Davis was faced with the difficult task of replacing Roy Williams, Hall of Fame coach who had won three national titles over 18 years at Chapel Hill. Davis becomes the first rookie coach to make the men’s national semis since UNC’s Bill Guthridge led the Tar Heels to the Final Four in 1998. Davis, a former UNC star who played a dozen years in the NBA, is just the second men’s coach to reach the Final Four with the same school as both a player and head coach. First was Dick Harp who played in the 1940 Final Four for Kansas and coached the 1957 national championship team.

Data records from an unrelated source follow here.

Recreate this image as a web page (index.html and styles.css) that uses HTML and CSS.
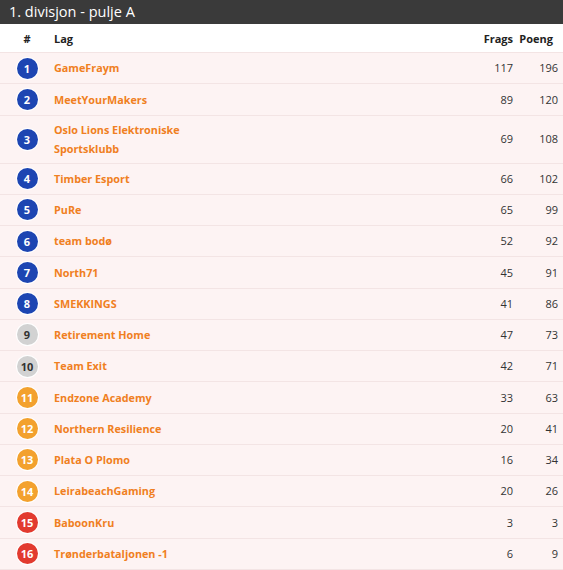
FILE: index.html
```html
<!DOCTYPE html>
<html>
<head>
<meta charset="utf-8">
<link rel="stylesheet" href="styles.css">
</head>
<body>
<div class="panel">
  <div class="title">1. divisjon - pulje A</div>
  <table class="standings">
    <thead>
      <tr>
        <th class="rank">#</th>
        <th class="team">Lag</th>
        <th class="num frags">Frags</th>
        <th class="num poeng">Poeng</th>
      </tr>
    </thead>
    <tbody>
      <tr><td class="rank"><span class="badge blue">1</span></td><td class="team">GameFraym</td><td class="num frags">117</td><td class="num poeng">196</td></tr>
      <tr><td class="rank"><span class="badge blue">2</span></td><td class="team">MeetYourMakers</td><td class="num frags">89</td><td class="num poeng">120</td></tr>
      <tr><td class="rank"><span class="badge blue">3</span></td><td class="team">Oslo Lions Elektroniske<br>Sportsklubb</td><td class="num frags">69</td><td class="num poeng">108</td></tr>
      <tr><td class="rank"><span class="badge blue">4</span></td><td class="team">Timber Esport</td><td class="num frags">66</td><td class="num poeng">102</td></tr>
      <tr><td class="rank"><span class="badge blue">5</span></td><td class="team">PuRe</td><td class="num frags">65</td><td class="num poeng">99</td></tr>
      <tr><td class="rank"><span class="badge blue">6</span></td><td class="team">team bodø</td><td class="num frags">52</td><td class="num poeng">92</td></tr>
      <tr><td class="rank"><span class="badge blue">7</span></td><td class="team">North71</td><td class="num frags">45</td><td class="num poeng">91</td></tr>
      <tr><td class="rank"><span class="badge blue">8</span></td><td class="team">SMEKKINGS</td><td class="num frags">41</td><td class="num poeng">86</td></tr>
      <tr><td class="rank"><span class="badge gray">9</span></td><td class="team">Retirement Home</td><td class="num frags">47</td><td class="num poeng">73</td></tr>
      <tr><td class="rank"><span class="badge gray">10</span></td><td class="team">Team Exit</td><td class="num frags">42</td><td class="num poeng">71</td></tr>
      <tr><td class="rank"><span class="badge orange">11</span></td><td class="team">Endzone Academy</td><td class="num frags">33</td><td class="num poeng">63</td></tr>
      <tr><td class="rank"><span class="badge orange">12</span></td><td class="team">Northern Resilience</td><td class="num frags">20</td><td class="num poeng">41</td></tr>
      <tr><td class="rank"><span class="badge orange">13</span></td><td class="team">Plata O Plomo</td><td class="num frags">16</td><td class="num poeng">34</td></tr>
      <tr><td class="rank"><span class="badge orange">14</span></td><td class="team">LeirabeachGaming</td><td class="num frags">20</td><td class="num poeng">26</td></tr>
      <tr><td class="rank"><span class="badge red">15</span></td><td class="team">BaboonKru</td><td class="num frags">3</td><td class="num poeng">3</td></tr>
      <tr><td class="rank"><span class="badge red">16</span></td><td class="team">Trønderbataljonen -1</td><td class="num frags">6</td><td class="num poeng">9</td></tr>
    </tbody>
  </table>
</div>
</body>
</html>
```
FILE: styles.css
```css
html, body {
  margin: 0;
  padding: 0;
  background: #ffffff;
}
body {
  font-family: "Open Sans", "Liberation Sans", sans-serif;
  color: #333333;
}
.panel {
  width: 563px;
}
.title {
  background: #3a3a3a;
  color: #ffffff;
  font-size: 14.5px;
  height: 24px;
  line-height: 24px;
  padding-left: 9px;
}
.standings {
  width: 100%;
  border-collapse: collapse;
  table-layout: fixed;
}
.standings th {
  font-weight: 700;
  font-size: 11px;
  color: #222222;
  height: 28px;
  padding: 0;
  text-align: left;
  border-bottom: 1px solid #f3e4e4;
  background: #ffffff;
}
.standings td {
  background: #fdf3f3;
  border-bottom: 1px solid #f3e4e4;
  padding: 4px 0;
  line-height: 19.5px;
  font-size: 11px;
  vertical-align: middle;
}
.standings tbody tr {
  height: 31.25px;
}
.standings .rank {
  width: 54px;
  text-align: center;
}
.standings th.rank {
  padding-right: 0;
}
.standings td.team {
  font-weight: 700;
  font-size: 10.8px;
  color: #f07f22;
}
.standings .num {
  text-align: right;
}
.standings .frags {
  width: 60px;
  padding-right: 0;
}
.standings .poeng {
  width: 40px;
  padding-right: 5px;
}
.standings th.poeng {
  padding-right: 10px;
}
.badge {
  display: flex;
  align-items: center;
  justify-content: center;
  width: 21px;
  height: 21px;
  margin: 0 auto;
  border-radius: 50%;
  font-size: 11px;
  line-height: 1;
  font-weight: 700;
  color: #ffffff;
  box-shadow: 0 0 0 1px #ffffff;
}
.badge.blue { background: #1d45b2; }
.badge.gray { background: #d2d2d2; color: #333333; }
.badge.orange { background: #f3a12e; }
.badge.red { background: #e23a2f; }
```
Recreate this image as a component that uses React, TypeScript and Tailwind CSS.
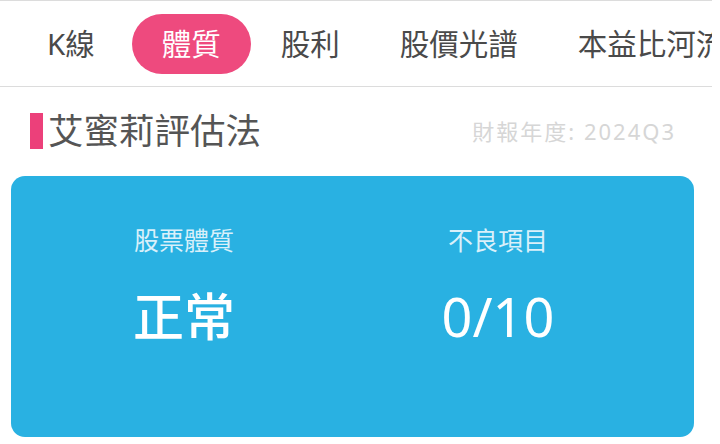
const tabs = ["K線", "體質", "股利", "股價光譜", "本益比河流"]

function TabBar({ active }: { active: string }) {
  return (
    <div className="flex h-[87px] items-center overflow-hidden border-y border-[#dcdcdc] pl-[16px]">
      {tabs.map((t, i) => (
        <div
          key={t}
          className={`shrink-0 whitespace-nowrap text-[29.5px] leading-[60px] ${
            i === 0 ? "pl-[31px] pr-[37px]" : "px-[30px]"
          } ${t === active ? "h-[60px] rounded-full bg-[#ee4a7e] text-white" : "text-[#4a4a4a]"}`}
        >
          {t}
        </div>
      ))}
    </div>
  )
}

function Stat({ label, value, latin = false }: { label: string; value: string; latin?: boolean }) {
  return (
    <div className="flex flex-col items-center">
      <div className="h-[25px] text-[25px] leading-[25px] text-[#d9f0fa]">{label}</div>
      <div
        className={`mt-[38px] h-[50px] leading-[50px] text-white ${
          latin ? "text-[54px]" : "text-[51px] font-medium"
        }`}
      >
        {value}
      </div>
    </div>
  )
}

export default function App() {
  return (
    <div
      className="w-[712px] bg-white"
      style={{ fontFamily: '"Noto Sans", "Noto Sans CJK TC", sans-serif' }}
    >
      <TabBar active="體質" />

      <div className="mt-[26px] flex h-[36px] items-center pl-[30px] pr-[36px]">
        <div className="h-[36px] w-[13px] bg-[#ec407a]" />
        <div className="ml-[5px] text-[35.5px] leading-none text-[#555]">艾蜜莉評估法</div>
        <div className="ml-auto text-[22px] tracking-[2px] text-[#d6d6d6]">財報年度: 2024Q3</div>
      </div>

      <div className="ml-[11px] mt-[27px] grid h-[261px] w-[683px] grid-cols-2 rounded-[14px] bg-[#29b1e2] pl-[16px] pr-[39px] pt-[52px]">
        <Stat label="股票體質" value="正常" />
        <Stat label="不良項目" value="0/10" latin />
      </div>
    </div>
  )
}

After the final buzzer sounded, Davis, who was hired last April and is the first Black men’s basketball head coach in North Carolina history, teared up before shaking hands with Holloway at mid-court. “It’s been a wild 11-and-a-half months,” says Davis. “It was the first time I can remember in the last 11-and-a-half months that I could take a deep breath, and it just came out.”
Next Saturday’s North Carolina-Duke matchup will be the most anticipated in Final Four history. Davis and the Tar Heels have already mucked with Coach K’s victory tour: UNC beat Duke 94-81 on March 5, spoiling Krzyzewski’s final home game at Cameron Indoor Stadium. “I don’t think anything can be as crazy as it was leading up to the game over in Cameron,” says Davis. “We keep our eyes straight ahead and we ignore all the noise. It is important for them to ignore the noise from their friends and families, as well as the phones. Focus on the preparations and practices. Then play will flow smoothly. And that’s what we’re going to do this upcoming week.”
St. Peter’s may have fallen. But we’re about to see a Final Four like no other. All wins.